◆ TASK STATEMENT
Write out the opening lines of the data word for word, up to and including the line with "rule = 'monthly:fixed-calendar-month, quarterly:fixed-cale...'", and leave every picture and every later line out.

* * * * *

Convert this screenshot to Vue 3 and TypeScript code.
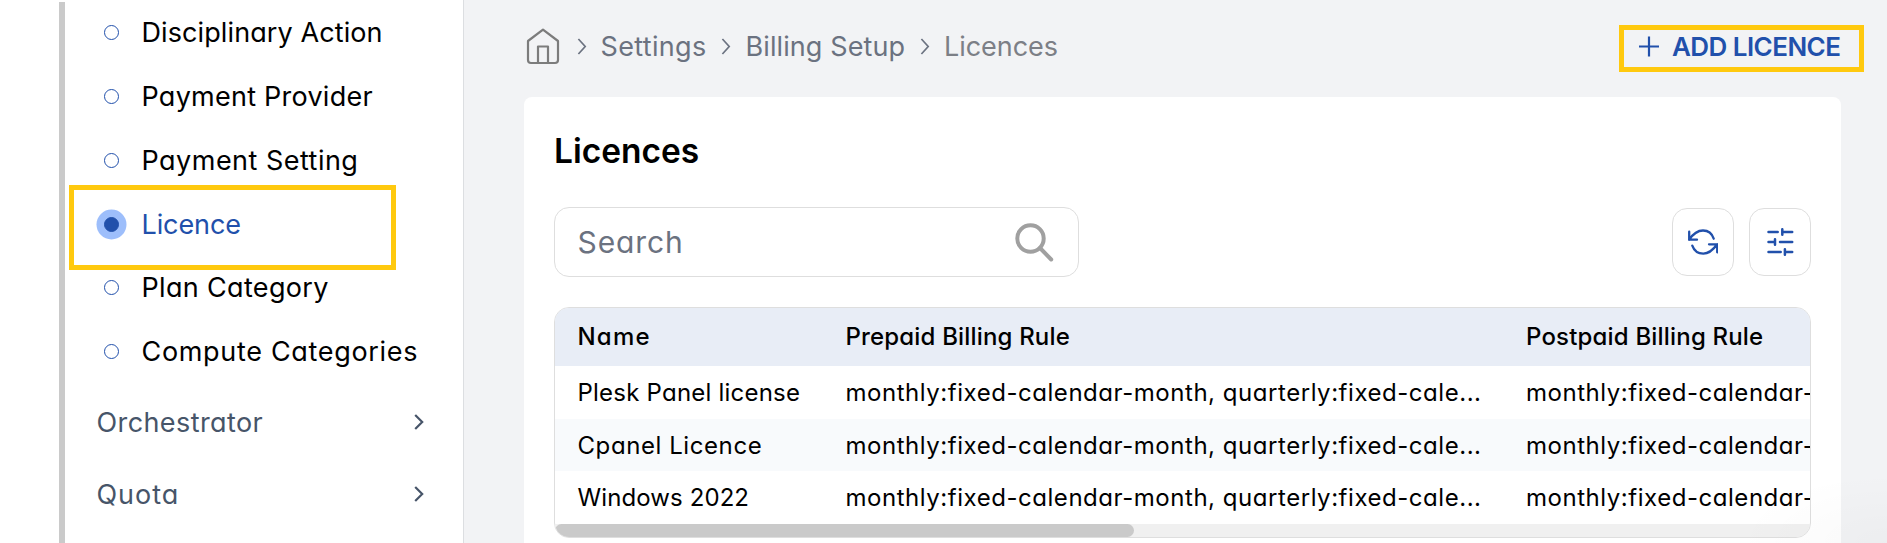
<script setup lang="ts">
interface Label {
  text: string
  spacing: number
}

interface MenuEntry extends Label {
  active?: boolean
}

interface LicenceRow {
  name: Label
  prepaid: string
  postpaid: string
}

const entries: MenuEntry[] = [
  { text: 'Disciplinary Action', spacing: 0.1 },
  { text: 'Payment Provider', spacing: 0.25 },
  { text: 'Payment Setting', spacing: 0.48 },
  { text: 'Licence', spacing: -0.1, active: true },
  { text: 'Plan Category', spacing: 0.33 },
  { text: 'Compute Categories', spacing: 0.68 },
]

const groups: Label[] = [
  { text: 'Orchestrator', spacing: 0.4 },
  { text: 'Quota', spacing: 0.95 },
]

const crumbs: Label[] = [
  { text: 'Settings', spacing: 0.33 },
  { text: 'Billing Setup', spacing: 0.1 },
  { text: 'Licences', spacing: -0.05 },
]

const columns: Label[] = [
  { text: 'Name', spacing: 1.2 },
  { text: 'Prepaid Billing Rule', spacing: 0.17 },
  { text: 'Postpaid Billing Rule', spacing: 0.18 },
]

const rule = 'monthly:fixed-calendar-month, quarterly:fixed-cale...'

const rows: LicenceRow[] = [
  { name: { text: 'Plesk Panel license', spacing: 0.22 }, prepaid: rule, postpaid: rule },
  { name: { text: 'Cpanel Licence', spacing: 0.58 }, prepaid: rule, postpaid: rule },
  { name: { text: 'Windows 2022', spacing: 0.1 }, prepaid: rule, postpaid: rule },
]

const track = (label: Label) => ({ letterSpacing: `${label.spacing}px` })
</script>

<template>
  <div class="page">
    <aside class="sidebar">
      <div class="rail"></div>
      <nav class="menu">
        <a v-for="entry in entries" :key="entry.text" class="entry" :class="{ active: entry.active }">
          <span class="bullet"></span>
          <span class="entry-text" :style="track(entry)">{{ entry.text }}</span>
          <span v-if="entry.active" class="marker"></span>
        </a>
        <div class="groups">
          <a v-for="group in groups" :key="group.text" class="group">
            <span :style="track(group)">{{ group.text }}</span>
            <svg class="group-arrow" viewBox="0 0 10 16"><path d="M1.2 1l7 7-7 7" /></svg>
          </a>
        </div>
      </nav>
    </aside>

    <main class="main">
      <header class="topbar">
        <div class="crumbs">
          <svg class="home" viewBox="0 0 34 37">
            <path d="M17 1.600L2 13V32a3 3 0 0 0 3 3h24a3 3 0 0 0 3-3V13z" />
            <path d="M12 35V18.500h10V35" />
          </svg>
          <template v-for="crumb in crumbs" :key="crumb.text">
            <svg class="crumb-arrow" viewBox="0 0 10 17"><path d="M1.400 1l6.800 7.500-6.800 7.500" /></svg>
            <span class="crumb" :style="track(crumb)">{{ crumb.text }}</span>
          </template>
        </div>
        <button class="add">
          <svg class="plus" viewBox="0 0 20 21"><path d="M0 10.500h20M10 .5v20" /></svg>
          <span class="add-text">ADD LICENCE</span>
        </button>
      </header>

      <section class="card">
        <h1 class="title">Licences</h1>
        <div class="tools">
          <div class="search">
            <span class="placeholder">Search</span>
            <svg class="lens" viewBox="0 0 40 40">
              <circle cx="16.500" cy="16.500" r="13.200" />
              <path d="M26 26l11.200 11.500" />
            </svg>
          </div>
          <div class="actions">
            <button class="tool">
              <svg class="refresh" viewBox="0 0 30 26">
                <path d="M1.200 2.700v8H9M1.200 10.700C5 5 9.500 1.500 15 1.500c5 0 9 3 10.700 8.200" />
                <path d="M21 15.300h8.200v8M29.200 15.300C25 21 20.500 24.700 15.300 24.700c-5 0-9.300-3.200-11-8" />
              </svg>
            </button>
            <button class="tool">
              <svg class="sliders" viewBox="0 0 28 28">
                <path d="M2.500 4h9.200M17 4h9.200M16.300 1.200v5.600" />
                <path d="M2.500 14H9M14 14h12.200M9 11.200v5.600" />
                <path d="M2.500 24h12.200M19 24h7.200M18.900 21.200v5.600" />
              </svg>
            </button>
          </div>
        </div>

        <div class="table">
          <div class="row head">
            <span v-for="column in columns" :key="column.text" :style="track(column)">{{ column.text }}</span>
          </div>
          <div v-for="row in rows" :key="row.name.text" class="row">
            <span :style="track(row.name)">{{ row.name.text }}</span>
            <span class="rule">{{ row.prepaid }}</span>
            <span class="rule">{{ row.postpaid }}</span>
          </div>
          <div class="scroll"><div class="thumb"></div></div>
        </div>
      </section>
      <div class="glow"></div>
    </main>
  </div>
</template>

<style>
body {
  margin: 0;
}
</style>

<style scoped>
.page {
  display: flex;
  width: 1887px;
  height: 543px;
  overflow: hidden;
  background: #fff;
  font-family: Inter, "Open Sans", sans-serif;
  font-feature-settings: "cv11";
  color: #000;
  white-space: nowrap;
}

.page * {
  box-sizing: border-box;
}

button {
  padding: 0;
  background: none;
  font: inherit;
  font-feature-settings: inherit;
}

svg {
  display: block;
  flex: none;
  fill: none;
  stroke: currentColor;
}

.sidebar {
  display: flex;
  flex: none;
  width: 464px;
  padding-left: 59px;
  border-right: 1px solid #dcdee1;
  font-size: 27px;
}

.rail {
  width: 6px;
  margin-top: 2px;
  background: #cacaca;
}

.menu {
  flex: 1;
}

.entry {
  position: relative;
  display: flex;
  align-items: center;
  height: 64px;
  padding-left: 39px;
}

.bullet {
  width: 15px;
  height: 15px;
  margin-right: 22.500px;
  border: 1px solid #2150ab;
  border-radius: 50%;
}

.active {
  height: 65px;
  margin-bottom: -2px;
  color: #2150ab;
}

.active .bullet {
  background: #2150ab;
  box-shadow: 0 0 0 7.500px #9dbefb;
}

.marker {
  position: absolute;
  top: -7px;
  left: 4px;
  width: 327px;
  height: 85px;
  border: 5px solid #ffc90e;
}

.groups {
  padding-top: 3px;
}

.group {
  display: flex;
  align-items: center;
  justify-content: space-between;
  height: 72px;
  padding: 0 39px 0 31.500px;
  color: #475569;
}

.group-arrow {
  width: 10px;
  height: 16px;
  stroke-width: 2.200;
}

.main {
  position: relative;
  flex: 1;
  min-width: 0;
  padding-left: 60px;
  background: #f2f3f5;
}

.topbar {
  display: flex;
  align-items: center;
  justify-content: space-between;
  height: 97px;
  padding: 0 23px 0 2px;
  font-size: 27px;
}

.crumbs {
  display: grid;
  grid-template-columns: 51px 23.500px 120px 25px 174.500px 24px auto;
  align-items: center;
  height: 47px;
  margin-top: -4px;
  color: #6b7280;
}

.home {
  width: 34px;
  height: 37px;
  stroke: #7c7c7c;
  stroke-width: 2.200;
  stroke-linejoin: round;
}

.crumb-arrow {
  width: 10px;
  height: 17px;
  stroke-width: 1.700;
}

.crumb:last-child {
  color: #7c7f86;
}

.add {
  display: flex;
  align-items: center;
  width: 245px;
  height: 47px;
  padding-left: 15px;
  border: 5px solid #ffc90e;
  color: #2150ab;
  font-size: 26px;
  font-weight: 600;
  letter-spacing: -0.550px;
}

.plus {
  width: 20px;
  height: 21px;
  margin: 0 13px 4px 0;
  stroke-width: 2.200;
}

.add-text {
  padding-bottom: 4px;
}

.card {
  width: 1317px;
  height: 460px;
  padding: 34px 30px 0;
  border-radius: 8px;
  background: #fff;
}

.title {
  margin: 0;
  font-size: 33.500px;
  font-weight: 600;
  line-height: 40px;
  letter-spacing: 0;
}

.tools {
  display: flex;
  align-items: center;
  justify-content: space-between;
  height: 70px;
  margin-top: 36px;
}

.search {
  display: flex;
  align-items: center;
  justify-content: space-between;
  width: 525px;
  height: 70px;
  padding: 0 24px 0 22.500px;
  border: 1px solid #dedede;
  border-radius: 15px;
}

.placeholder {
  color: #6b7280;
  font-size: 30px;
  letter-spacing: 0.900px;
}

.lens {
  width: 40px;
  height: 40px;
  stroke: #a0a0a0;
  stroke-width: 4;
  stroke-linecap: round;
}

.actions {
  display: flex;
  gap: 15px;
}

.tool {
  display: grid;
  place-items: center;
  width: 62px;
  height: 68px;
  border: 1px solid #dedede;
  border-radius: 15px;
  color: #2150ab;
}

.refresh {
  width: 30px;
  height: 26px;
  stroke-width: 2.300;
  stroke-linecap: round;
  stroke-linejoin: round;
}

.sliders {
  width: 28px;
  height: 28px;
  stroke-width: 2.500;
  stroke-linecap: round;
}

.table {
  height: 231px;
  margin-top: 30px;
  border: 1px solid #dedede;
  border-radius: 15px;
  overflow: hidden;
}

.row {
  display: grid;
  grid-template-columns: 268px 680.500px 700px;
  align-items: center;
  height: 52.600px;
  padding-left: 22.500px;
  font-size: 24px;
}

.row:nth-child(odd):not(.head) {
  background: #f8fafc;
}

.head {
  height: 58.200px;
  padding-bottom: 2px;
  background: #e8edf6;
  font-weight: 500;
}

.rule {
  letter-spacing: 0.540px;
}

.scroll {
  height: 13px;
  background: #f0f0f0;
}

.thumb {
  width: 579px;
  height: 13px;
  border-radius: 7px;
  background: #cacaca;
}

.glow {
  position: absolute;
  right: 0;
  bottom: 0;
  width: 150px;
  height: 70px;
  background: radial-gradient(ellipse 150px 70px at 100% 100%, rgba(0, 0, 0, 0.025), transparent);
}
</style>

* * * * *

◆ RESULT FOR THIS TASK
Convert this screenshot to Vue 3 and TypeScript code.
<script setup lang="ts">
interface Label {
  text: string
  spacing: number
}

interface MenuEntry extends Label {
  active?: boolean
}

interface LicenceRow {
  name: Label
  prepaid: string
  postpaid: string
}

const entries: MenuEntry[] = [
  { text: 'Disciplinary Action', spacing: 0.1 },
  { text: 'Payment Provider', spacing: 0.25 },
  { text: 'Payment Setting', spacing: 0.48 },
  { text: 'Licence', spacing: -0.1, active: true },
  { text: 'Plan Category', spacing: 0.33 },
  { text: 'Compute Categories', spacing: 0.68 },
]

const groups: Label[] = [
  { text: 'Orchestrator', spacing: 0.4 },
  { text: 'Quota', spacing: 0.95 },
]

const crumbs: Label[] = [
  { text: 'Settings', spacing: 0.33 },
  { text: 'Billing Setup', spacing: 0.1 },
  { text: 'Licences', spacing: -0.05 },
]

const columns: Label[] = [
  { text: 'Name', spacing: 1.2 },
  { text: 'Prepaid Billing Rule', spacing: 0.17 },
  { text: 'Postpaid Billing Rule', spacing: 0.18 },
]

const rule = 'monthly:fixed-calendar-month, quarterly:fixed-cale...'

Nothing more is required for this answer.